Después, cada muerto me dejó la angustia de su partida, de tal suerte, que pudo decirse que mi alma quedó impregnada de todas las angustias de todos los muertos; que ellos, al irse, me legaban esa espantosa herencia de miedo… En el colegio, donde anualmente los padres jesuitas nos daban algunos días de ejercicios espirituales, mi pavor, durante los frecuentes sermones sobre «el fin del hombre », llegó a lo inefable de la pena. Salía yo de esas pláticas macabras (en las cuales con un no envidiable lujo de detalles se nos pintaban las escenas de la última enfermedad, del último trance, de la desintegración de nuestro cuerpo), salía yo, digo, presa del pánico, y mis noches eran tormentosas hasta el martirio.
Recordaba con frecuencia los conocidos versos de Santa Teresa:
¡Vivo sin vivir en mí,
y tan alta vida espero
que muero porque no muero!
y envidiaba rabiosamente a aquella mujer que amó de tal manera la muerte y la ansió de tal manera, que pasó su vida esperándola como una novia a su prometido…

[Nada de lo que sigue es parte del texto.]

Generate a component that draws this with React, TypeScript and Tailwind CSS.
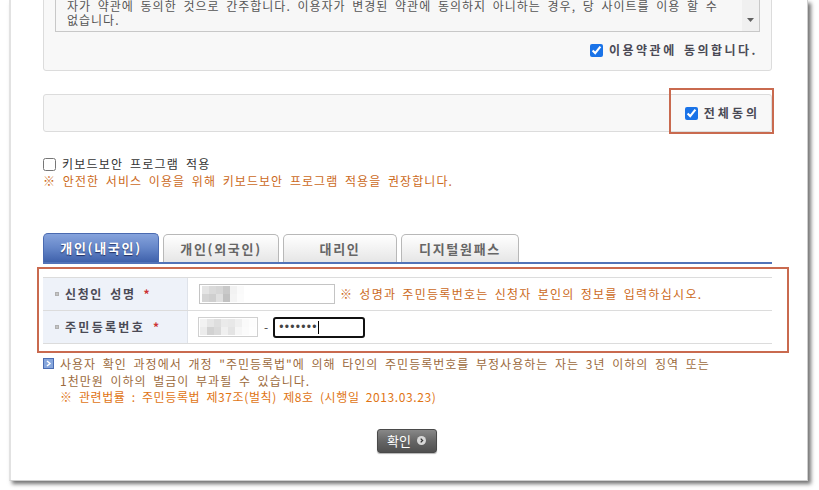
import React from 'react';

const FONT = "font-['Noto_Sans_CJK_KR','Liberation_Sans',sans-serif]";

const tabs = [
    { label: '개인(내국인)', w: 'w-[116px]', active: true },
    { label: '개인(외국인)', w: 'w-[116px]', active: false },
    { label: '대리인', w: 'w-[114px]', active: false },
    { label: '디지털원패스', w: 'w-[118px]', active: false },
];

// blurred (mosaic) value inside the masked inputs
const Mosaic: React.FC<{ cells: string[]; cols: number }> = ({ cells, cols }) => (
    <div className="grid gap-0" style={{ gridTemplateColumns: `repeat(${cols}, 7px)` }}>
        {cells.map((c, i) => (
            <div key={i} className="h-[8px]" style={{ background: c }} />
        ))}
    </div>
);

const Check: React.FC<{ checked?: boolean }> = ({ checked }) => (
    <input
        type="checkbox"
        defaultChecked={checked}
        className="w-[13px] h-[13px] m-0 accent-[#1a73e8] shrink-0"
    />
);

const Label: React.FC<{ text: string; track: string }> = ({ text, track }) => (
    <div className="w-[145px] h-full bg-[#eef2f9] border-r border-[#dfe3ea] flex items-center pl-[12px] gap-[6px]">
        <div className="w-[4px] h-[4px] bg-[#c4c4c4] border border-[#b0b0b0]" />
        <span className={`text-[12px] font-bold text-[#4a4a55] [word-spacing:3px] ${track}`}>{text}</span>
        <span className="text-[12px] font-bold text-[#cc3333] ml-[2px]">*</span>
    </div>
);

export default function App() {
    return (
        <div className={`w-[819px] h-[490px] bg-white overflow-hidden ${FONT}`}>
            <div className="ml-[9px] w-[799px] h-[481px] bg-white border-l-2 border-r border-b border-l-[#e2e2e2] border-r-[#cfcfcf] border-b-[#cfcfcf] shadow-[3px_3px_4px_rgba(0,0,0,0.55)] pl-[32px] pr-[35px] overflow-hidden">
                {/* Terms panel */}
                <div className="-mt-[40px] border border-[#dcdcdc] rounded-[3px] bg-[#f8f8f8] px-[11px] pt-[11px] pb-[13px]">
                    <div className="h-[60px] border border-[#c8c8c8] bg-[#f7f7f7] flex overflow-hidden">
                        <div className="flex-1 flex flex-col justify-end pl-[11px] pb-[4px] text-[12px] leading-[14px] text-[#555] tracking-[1px] [word-spacing:3px]">
                            <div className="whitespace-nowrap">자가 약관에 동의한 것으로 간주합니다. 이용자가 변경된 약관에 동의하지 아니하는 경우, 당 사이트를 이용 할 수</div>
                            <div>없습니다.</div>
                        </div>
                        <div className="w-[17px] bg-[#f0f0f0] flex flex-col justify-end items-center pb-[9px]">
                            <svg width="7" height="4" viewBox="0 0 7 4">
                                <path d="M0 0h7L3.5 4z" fill="#606060" />
                            </svg>
                        </div>
                    </div>
                    <div className="mt-[11px] h-[14px] flex items-center justify-end gap-[6px] pr-[2px]">
                        <Check checked />
                        <span className="text-[12px] font-bold tracking-[2.5px] text-[#4a4a55] [word-spacing:2px]">이용약관에 동의합니다.</span>
                    </div>
                </div>

                {/* Agree all */}
                <div className="mt-[23px] h-[38px] border border-[#dcdcdc] rounded-[3px] bg-[#f8f8f8] flex items-center justify-end pr-[11px] relative">
                    <div className="flex items-center gap-[6px]">
                        <Check checked />
                        <span className="text-[12px] font-bold tracking-[3px] text-[#4a4a55]">전체동의</span>
                    </div>
                    <div className="absolute right-[-3px] top-[-7px] w-[105px] h-[46px] border-2 border-[#c96a4f] pointer-events-none" />
                </div>

                {/* Keyboard security */}
                <div className="mt-[25px] h-[14px] flex items-center gap-[6px]">
                    <Check />
                    <span className="text-[12px] text-[#333] tracking-[1.2px] [word-spacing:3px]">키보드보안 프로그램 적용</span>
                </div>
                <div className="mt-[2px] text-[12px] leading-[16px] text-[#cc6a1c] tracking-[1.05px] [word-spacing:3px]">
                    ※ 안전한 서비스 이용을 위해 키보드보안 프로그램 적용을 권장합니다.
                </div>

                {/* Tabs */}
                <div className="mt-[44px] h-[29px] flex items-end gap-[4px]">
                    {tabs.map(t => (
                        <div
                            key={t.label}
                            className={
                                t.active
                                    ? `${t.w} h-[29px] rounded-t-[5px] border border-b-0 border-[#4a6ab0] bg-gradient-to-b from-[#86a3dc] via-[#6586c8] to-[#3f61ab] flex items-center justify-center text-[13px] font-bold tracking-[1.7px] text-white [text-shadow:0_1px_1px_rgba(0,0,40,0.6)]`
                                    : `${t.w} h-[28px] rounded-t-[5px] border border-b-0 border-[#b8b8b8] bg-gradient-to-b from-white to-[#e6e6e6] flex items-center justify-center text-[13px] font-bold tracking-[1.7px] text-[#666]`
                            }
                        >
                            {t.label}
                        </div>
                    ))}
                </div>
                <div className="h-[2px] bg-[#5173b8]" />

                {/* Applicant table */}
                <div className="mt-[13px] relative">
                    <div className="border-t border-[#dcdcdc]">
                        <div className="h-[33px] border-b border-[#dcdcdc] flex items-center">
                            <Label text="신청인 성명" track="tracking-[1.6px]" />
                            <div className="flex items-center pl-[11px]">
                                <div className="w-[136px] h-[20px] border border-[#c4c4c4] bg-white pl-[2px] pt-[1px]">
                                    <Mosaic cols={6} cells={['#e4e4e4', '#dadada', '#d6d6d6', '#c9c9c9', '#f2f2f2', '#fafafa', '#d4d4d4', '#cfcfcf', '#e0e0e0', '#c2c2c2', '#f4f4f4', '#fbfbfb']} />
                                </div>
                                <span className="ml-[5px] text-[12px] text-[#cc6a1c] tracking-[1.3px] [word-spacing:2px] whitespace-nowrap">
                                    ※ 성명과 주민등록번호는 신청자 본인의 정보를 입력하십시오.
                                </span>
                            </div>
                        </div>
                        <div className="h-[33px] border-b border-[#dcdcdc] flex items-center">
                            <Label text="주민등록번호" track="tracking-[2.3px]" />
                            <div className="flex items-center pl-[10px]">
                                <div className="w-[60px] h-[20px] border border-[#d0d0d0] bg-white pl-[1px] pt-[1px]">
                                    <Mosaic cols={8} cells={['#f2f2f2', '#e6e6e6', '#dedede', '#eaeaea', '#e8e8e8', '#f0f0f0', '#fafafa', '#fdfdfd', '#ececec', '#d2d2d2', '#dadada', '#f0f0f0', '#e4e4e4', '#f6f6f6', '#fbfbfb', '#fefefe']} />
                                </div>
                                <span className="ml-[6px] text-[12px] text-[#444]">-</span>
                                <div className="ml-[5px] w-[92px] h-[21px] border-2 border-[#111] rounded-[3px] bg-white flex items-center pl-[4px]">
                                    <span className="font-['Liberation_Sans',sans-serif] text-[12px] tracking-[1.3px] text-[#444] leading-none">•••••••</span>
                                    <span className="w-px h-[13px] bg-black" />
                                </div>
                            </div>
                        </div>
                    </div>
                    <div className="absolute left-[-6px] right-[-17px] top-[-10px] bottom-[-9px] border-2 border-[#c96a4f] pointer-events-none" />
                </div>

                {/* Notice */}
                <div className="mt-[12px] flex gap-[6px] text-[12px] leading-[16.5px] [word-spacing:3px]">
                    <svg width="11" height="11" viewBox="0 0 11 11" className="mt-[2px] shrink-0">
                        <rect x="0.5" y="0.5" width="10" height="10" fill="#86a6dc" stroke="#4b6db3" />
                        <path d="M4 3l3 2.5L4 8" fill="none" stroke="#fff" strokeWidth="1.5" />
                    </svg>
                    <div className="whitespace-nowrap">
                        <div className="text-[#9c6a3c] tracking-[1px]">사용자 확인 과정에서 개정 "주민등록법"에 의해 타인의 주민등록번호를 부정사용하는 자는 3년 이하의 징역 또는</div>
                        <div className="text-[#9c6a3c] tracking-[1px]">1천만원 이하의 벌금이 부과될 수 있습니다.</div>
                        <div className="text-[#e07414] tracking-[0.6px] [word-spacing:3px]">※ 관련법률 : 주민등록법 제37조(벌칙) 제8호 (시행일 2013.03.23)</div>
                    </div>
                </div>

                {/* Confirm */}
                <div className="mt-[23px] flex justify-center pr-[2px]">
                    <button className="w-[60px] h-[24px] rounded-[3px] border border-[#4a4a4a] bg-gradient-to-b from-[#888] via-[#666] to-[#505050] flex items-center justify-center gap-[6px] text-[13px] text-white shadow-[0_1px_1px_rgba(0,0,0,0.3)]">
                        <span>확인</span>
                        <svg width="9" height="9" viewBox="0 0 9 9">
                            <circle cx="4.5" cy="4.5" r="4.5" fill="#d8d8d8" />
                            <path d="M3.7 2.6l1.9 1.9-1.9 1.9" fill="none" stroke="#333" strokeWidth="1.3" />
                        </svg>
                    </button>
                </div>
            </div>
        </div>
    );
}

Yo, en cambio, a cada paso temblaba y me estremecía (tiemblo y me estremezco) a su solo pensamiento.
Murió de ahí a poco en mis brazos un hermano mío, a los diez y ocho años de edad, fuerte, bello, inteligente, generoso, amado… y murió con la serenidad de una hermosa tarde de mis trópicos.
—Siempre temí la muerte —me decía—; mas ahora que se acerca, ya no la temo: su proximidad misma me parece que me la ha empequeñecido… No es tan malo morir… ¡Casi diría que es bueno!

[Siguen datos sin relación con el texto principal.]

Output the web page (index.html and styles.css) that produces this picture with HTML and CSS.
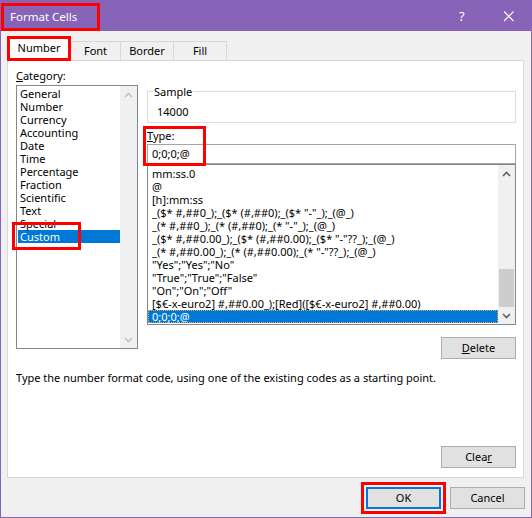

Y envidié rabiosamente también a mi hermano, que se iba así, con la frente sin sombras y la tranquila mirada puesta en el crepúsculo, que se desvanecía como él…
Mi lectura predilecta era la que refiere los últimos instantes de los hombres célebres. Leía yo y releía, analizaba y tornaba a analizar sus palabras postreras, para ver si encontraba escondido en ellas el miedo, «mi miedo», el implacable miedo que me come el alma…

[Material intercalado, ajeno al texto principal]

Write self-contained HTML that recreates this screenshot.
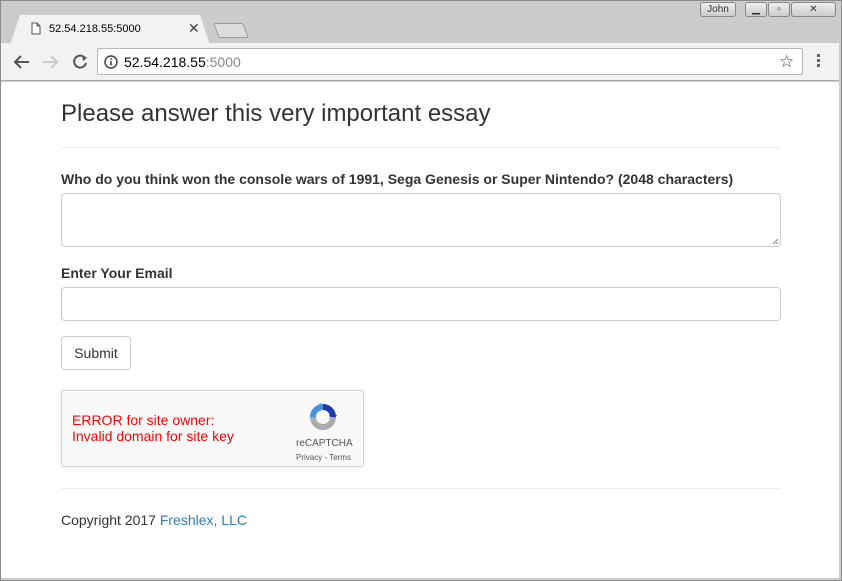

—Now I must sleep — (Ahora debo dormir), decía Byron, y había en estas palabras cierta noble y tranquila resignación que me placía.
—Creí que era más difícil morir…—decía el feliz y mimado Luis XV, y esta frase me llenaba de consuelo… Ese, pues, no había tenido miedo ni había sentido rebeliones…
—Dejar todas estas bellas cosas…— clamaba Mazarino acariciando en su agonía con la mirada los primores de arte que llenaban su habitación, y este grito de pena no me desconcertaba, porque yo a la muerte no le he temido jamás porque me quita lo que es mío… El amor a las cosas es demasiado miserable para atormentarme.
—¡Todo lo que poseo por un momento de vida!—gemía, agonizante, Isabel de Inglaterra, y este gemido me congelaba el ánima.
— ¡Mí deseo es apresurar todo lo posible mi partida!—exclamaba Cromwell, y yo creía sorprender en esa frase la impaciencia angustiosa que se tiene de salir cuanto antes de un martirio insufrible.
—¡Vaya una cuenta que vamos a dar a Dios de nuestro reinado!—murmuraba Felipe III de España, y estas palabras me acobardaban más de la medida.
—¡Ah! ¡Cuánto mal he hecho!—sollozaba Carlos IX de Francia, recordando la Saint Barthelemy, y este sollozo me pavorizaba el corazón.
—Agradábame sobremanera la desdeñosa frase del poeta Malherbe, ya saben ustedes, el autor de aquella estrofa que hizo célebre (envaneceos alguna vez legítimamente, señores cajistas) una errata de imprenta:
“Nació de un mundo donde las cosas más bellas Tienen el peor destino, Y Rose, vivió lo que viven las rosas: El espacio de una mañana …
Al padre que le hablaba de eternidad y le encarecía que se confesara, Malherbe respondió:
—He vivido como los demás, muero como los demás y quiero ir… adonde vayan los demás…
En cambio, las palabras de Alfonso XII:
«¡Qué conflicto! ¡qué conflicto!»—me aterrorizaban hasta lo absurdo.
Y a medida que iba creciendo, este miedo a la muerte adquiría (y sigue adquiriendo) proporciones fuera de toda ponderación. Es raro, por ejemplo, que se pase una noche sin que yo me despierte, súbitamente, bañadas las sienes en sudor y atenazado, así de pronto, por el pensamiento de mi fin, que se me clava en el alma como una puñalada invisible.
¡Yo he de morir—me digo—, yo he de morir!
Y experimento entonces con una vivacidad espantosa toda la realidad que hay en estas palabras.